With the six months running out, and his belongings still in the house, Stephen was referred to Derventio and Julie took him under her wing and started the long process of finding him a new home, which included getting him a bank account set up, hiring a removal firm, sorting out his housing benefit and registering him for council tax and utilities.

It also included helping him to deal with criminal proceedings after he was arrested for possessing a Class A drug.

Eventually, in February, Stephen moved into a flat owned by Futures Housing Group – Julie even helped to furnish his new home – and is now facing a brighter future, with his drug-taking days behind him and all his paperwork intact.

As a result, he has now donated £50 to Derventio’s Empowerment Fund, which hands out money to the people it works with to buy them essential items such as furniture, documents such as birth certificates or equipment for hobbies.

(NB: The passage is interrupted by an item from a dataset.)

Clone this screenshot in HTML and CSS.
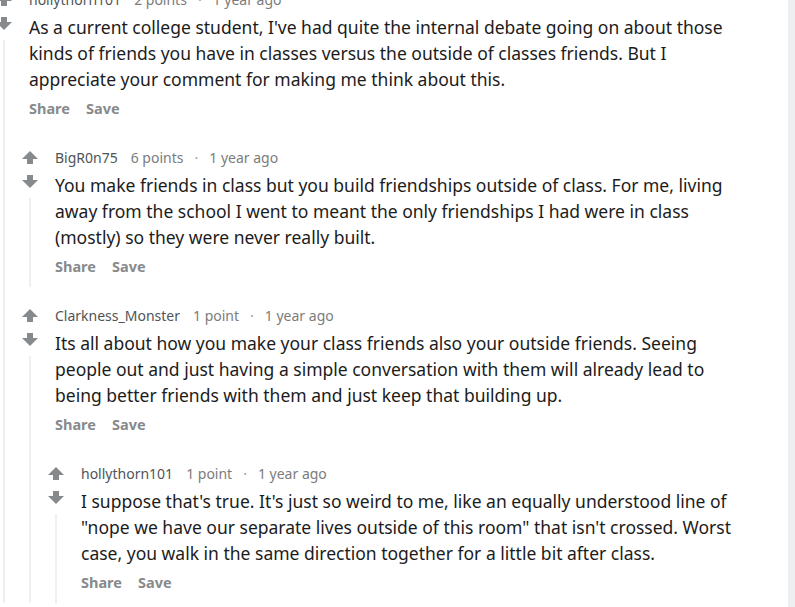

He said: “It’s a lot of money for me but I am so grateful to Derventio and Julie because I really don’t know where I’d be without them, and her. I can’t thank her enough, she’s my guardian angel.”

Julie said: “When I first met Stephen he was going between sleeping in a horsebox and sofa-surfing or returning to his mum’s house because he had nowhere else to go.

“He knew that he had to move on somewhere, but he wasn’t in the right place to be able to make the move, to put it lightly.

“He had fallen in with the wrong crowd and because of his reading and writing he wasn’t able to deal with the letters and forms that he needed to address, so he needed help.

“It’s taken a lot of work to get him to where he is and it’s wonderful to see, and for him to make a donation of £50 to the Empowerment Fund is a wonderful gesture because to him it’s a significant amount of money and will really help someone else further down the line.”